My DB was diagnosed about 15 years ago with schizophrenia which mainly manifested itself with extreme self harming. He's been on a variety of meds for years, some worked, some didn't but on the whole it's being managed well with support from his CPN and meds.
He's going through a toxic separation from his DW and is having to stay in the house until he can be housed by the LA. This situation isn't helping and he's struggling with strong suicidal thoughts and I'm drowning through trying to keep him afloat. He doesn't work, he doesn't have any friends and we're not close with our parents. I'm all he has apart from his kids and I just don't know what else I can do. His CPN visits are up to every other week, he's maxxed out on his meds and none of this seems to be helping. I'm 400 miles away, the last time I saw him at Xmas he was just a wide eyed zombie.
I know there's never going to be a fix for this, no silver bullet but I'm just so frustrated, worried, exhausted, terrified that he's going to "pull the pin". I'm in constant contact with him, all hours day and night, listening to him, just being there.
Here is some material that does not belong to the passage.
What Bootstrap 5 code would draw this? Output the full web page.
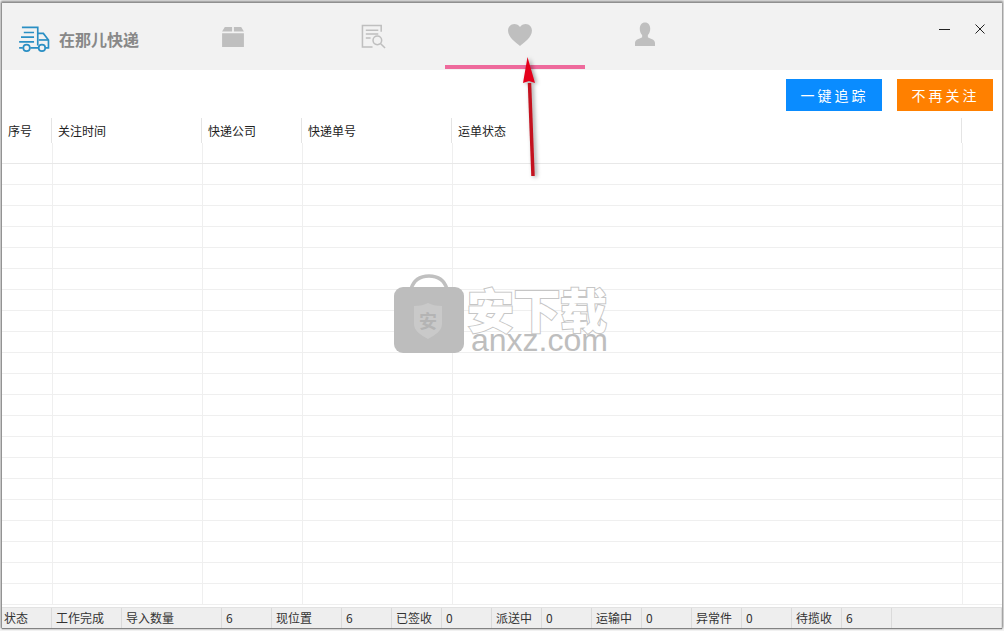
<!DOCTYPE html>
<html lang="zh-CN">
<head>
    <meta charset="UTF-8">
    <meta name="viewport" content="width=device-width, initial-scale=1.0">
    <title>在那儿快递</title>
    <link href="https://cdn.jsdelivr.net/npm/bootstrap@5.3.2/dist/css/bootstrap.min.css" rel="stylesheet">
    <style>
        html, body { height: 100%; }
        body {
            background: #f1f1f1;
            font-family: "Noto Sans CJK SC", "Liberation Sans", sans-serif;
            font-size: 12px;
            color: #222;
            overflow: hidden;
        }
        .app-frame { padding: 3px 2px 3px 2px; height: 631px; }
        .app-window { background: #fff; height: 100%; position: relative; box-shadow: 0 -1px 2px 1px #8a8a8a, -1px 0 1px #a8a8a8, 0 1px 1px #777; }
        .top-bar { height: 67px; background: #f2f2f2; flex: none; }
        .brand-zone { width: 163px; padding: 23px 0 0 17px; gap: 9px; }
        .brand-name { font-size: 16px; font-weight: 700; color: #888; line-height: 22px; margin-top: 2px; }
        .tab-cell { width: 140px; height: 67px; position: relative; }
        .tab-on::after { content: ""; position: absolute; left: 0; right: 0; bottom: 0; height: 5px; background: #ee6a9c; border-bottom: 1px solid #f2f2f2; }
        .win-btns { margin-left: auto; gap: 25px; padding: 17px 17px 0 0; }
        .tool-row { height: 48px; gap: 15px; padding: 9px 9px 0 0; flex: none; }
        .act-btn { width: 96px; height: 32px; border: 0; border-radius: 0; color: #fff; font-size: 14px; letter-spacing: 3px; padding: 0 0 0 1px; line-height: 32px; }
        .act-blue { background: #0a8cff; }
        .act-orange { background: #ff8000; }
        .grid-head { height: 26px; flex: none; }
        .grid-head > div { line-height: 26px; padding-left: 6px; color: #222; border-right: 1px solid #e4e4e4; height: 25px; }
        .grid-spacer { height: 19px; flex: none; }
        .grid-body { flex: 1 1 auto; overflow: hidden; margin-top: -20px; }
        .sheet { border-collapse: collapse; table-layout: fixed; width: 1000px; }
        .sheet td { height: 21px; padding: 0; border-right: 1px solid #efefef; border-bottom: 1px solid #efefef; }
        .sheet tr.first-row td { height: 20px; border-bottom-color: #e8e8e8; }
        .sheet td:last-child { border-right: 0; }
        .status-bar { height: 21px; background: #eee; border-top: 1px solid #e2e2e2; flex: none; }
        .status-bar > div { height: 100%; line-height: 20px; padding-left: 4px; border-right: 1px solid #dadada; color: #333; white-space: nowrap; }
        .status-bar > div:first-child { padding-left: 2px; }
        .mark-layer { position: absolute; left: 392px; top: 271px; pointer-events: none; }
        .mark-cn { position: absolute; left: 73px; top: 13px; font-size: 47px; line-height: 41px; font-weight: 900; color: #fff; -webkit-text-stroke: 2px #c6c6c6; paint-order: stroke fill; letter-spacing: -.5px; white-space: nowrap; }
        .mark-en { position: absolute; left: 77px; top: 54px; font-family: "Liberation Sans", sans-serif; font-size: 32px; line-height: 24px; color: #bebebe; white-space: nowrap; }
        .mark-seal { position: absolute; left: 24px; top: 35px; width: 20px; text-align: center; font-size: 18px; line-height: 22px; font-weight: 700; color: #b4b4b4; }
        .red-arrow { position: absolute; left: 510px; top: 53px; pointer-events: none; filter: drop-shadow(2px 1px 2px rgba(0,0,0,.4)); }
    </style>
</head>
<body>
    <div class="app-frame">
        <div class="app-window d-flex flex-column">
            <div class="top-bar d-flex">
                <div class="brand-zone d-flex">
                    <svg width="31" height="27" viewBox="0 0 33 29" fill="none" stroke="#2a8fc4" stroke-width="1.8">
                        <path d="M3 1.5H20V21"/>
                        <path d="M20 8H26L31.500 15V23.500H28"/>
                        <path d="M21 15H31"/>
                        <path d="M5 7H16M2 12H16M0 17H16"/>
                        <path d="M0 23.500H4M12 23.500H21"/>
                        <circle cx="8" cy="23.500" r="3.500"/>
                        <circle cx="24.500" cy="23.500" r="3.500"/>
                    </svg>
                    <div class="brand-name">在那儿快递</div>
                </div>
                <div class="tab-cell">
                    <svg class="position-absolute" style="left:56px;top:24px" width="24" height="20" viewBox="0 0 26 22" fill="#bfbfbf"><path d="M4 0H12V5H1ZM14 0H22L25 5H14ZM1 7H25V22H1Z"/></svg>
                </div>
                <div class="tab-cell">
                    <svg class="position-absolute" style="left:56px;top:21px" width="25" height="25" viewBox="0 0 26 26" fill="none" stroke="#bfbfbf" stroke-width="1.6"><path d="M21 8V1.500H1.500V24H12"/><path d="M5 6.500H18M5 10.500H18M5 14.500H10"/><circle cx="17" cy="17" r="4.500"/><path d="M20.500 20.500L25 25"/></svg>
                </div>
                <div class="tab-cell tab-on">
                    <svg class="position-absolute" style="left:63px;top:21px" width="24" height="22" viewBox="0 0 25 23" fill="#bfbfbf"><path d="M12.500 23C8 19 0 14 0 6.800 0 3 3 0 6.500 0 9 0 11.200 1.200 12.500 3.200 13.800 1.200 16 0 18.500 0 22 0 25 3 25 6.800 25 14 17 19 12.500 23Z"/></svg>
                </div>
                <div class="tab-cell">
                    <svg class="position-absolute" style="left:50px;top:19px" width="20" height="25" viewBox="0 0 21 25" fill="#bfbfbf"><path d="M10.500 0C14 0 16 2.800 16 6.500 16 9.500 14.800 11.800 13.500 13V15.500C15.500 17 21 17.500 21 21.500V24.500H0V21.500C0 17.500 5.500 17 7.500 15.500V13C6.200 11.800 5 9.500 5 6.500 5 2.800 7 0 10.500 0Z"/></svg>
                </div>
                <div class="win-btns d-flex align-items-start">
                    <svg class="mt-1" width="11" height="11" viewBox="0 0 11 11" stroke="#222" stroke-width="1"><path d="M0 5.500H11"/></svg>
                    <svg class="mt-1" width="10" height="10" viewBox="0 0 10 10" stroke="#222" stroke-width="1"><path d="M.5 .5L9.500 9.500M9.500 .5L.5 9.500"/></svg>
                </div>
            </div>
            <div class="tool-row d-flex justify-content-end">
                <button class="act-btn act-blue">一键追踪</button>
                <button class="act-btn act-orange">不再关注</button>
            </div>
            <div class="grid-head d-flex">
                <div style="width:50px">序号</div>
                <div style="width:150px">关注时间</div>
                <div style="width:100px">快递公司</div>
                <div style="width:150px">快递单号</div>
                <div style="width:510px">运单状态</div>
            </div>
            <div class="grid-spacer"></div>
            <div class="grid-body">
                <table class="sheet" id="sheet">
                    <colgroup><col style="width:50px"><col style="width:150px"><col style="width:100px"><col style="width:150px"><col style="width:510px"><col></colgroup>
                    <tbody id="rows"></tbody>
                </table>
            </div>
            <div class="status-bar d-flex" id="status"></div>

            <div class="mark-layer">
                <svg width="72" height="84" viewBox="0 0 72 84">
                    <path d="M17 15C20 5 27 2 35 2S50 5 53 15" fill="none" stroke="#c0c0c0" stroke-width="3.500"/>
                    <rect x="0" y="13" width="70" height="66" rx="9" fill="#bdbdbd"/>
                    <path d="M20 32C26 32 30 31 34 29 38 31 42 32 48 32V50C48 57 41 61 34 65 27 61 20 57 20 50Z" fill="#c9c9c9"/>
                </svg>
                <div class="mark-seal">安</div>
                <div class="mark-cn">安下载</div>
                <div class="mark-en">anxz.com</div>
            </div>
            <svg class="red-arrow" width="36" height="130" viewBox="0 0 36 130">
                <path d="M17.500 27L21 120" stroke="#c4121f" stroke-width="3.500" fill="none"/>
                <path d="M15.500 1L11 27 17 25 23 27Z" fill="#e4001b"/>
            </svg>
        </div>
    </div>
    <script>
        const rows = document.getElementById('rows');
        for (let i = 0; i < 22; i++) {
            const tr = document.createElement('tr');
            if (i === 0) tr.className = 'first-row';
            for (let c = 0; c < 6; c++) tr.appendChild(document.createElement('td'));
            rows.appendChild(tr);
        }
        const cells = [
            ['状态', 50], ['工作完成', 70], ['导入数量', 100], ['6', 50], ['现位置', 70], ['6', 50],
            ['已签收', 50], ['0', 50], ['派送中', 50], ['0', 50], ['运输中', 50], ['0', 50],
            ['异常件', 50], ['0', 50], ['待揽收', 50], ['6', 50], ['', 110]
        ];
        const status = document.getElementById('status');
        cells.forEach(([text, width]) => {
            const div = document.createElement('div');
            div.textContent = text;
            div.style.width = width + 'px';
            status.appendChild(div);
        });
    </script>
    <script src="https://cdn.jsdelivr.net/npm/bootstrap@5.3.2/dist/js/bootstrap.bundle.min.js"></script>
</body>
</html>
I'm trying not to recommend things or trying to fix it but I've mentioned about refocusing on something else other than this constant inward thinking. Suggested college, the gym, clubs but there's no motivation. Motivation isn't the right word, I know, but I am trying to channel some strength to him, some positivity to just try. I won't pretend to fully understand exactly how MH works but I've been through something similar with my DD and although it's always there, she really has turned her life around. I want him to see that there is a life with MH but I just don't know how.
I think on how it must be for him to wake in the early hours, just lying there with only his thoughts and how it must feel thinking that this is what life will always be like that. I just want him well enough to have a functional life. I don't remember who my brother was before MH issues. He's 40 and this is it for him.
Sorry, epic post. I'm just exhausted through months and months of late night, early morning calls and messages and worry. What else can I do?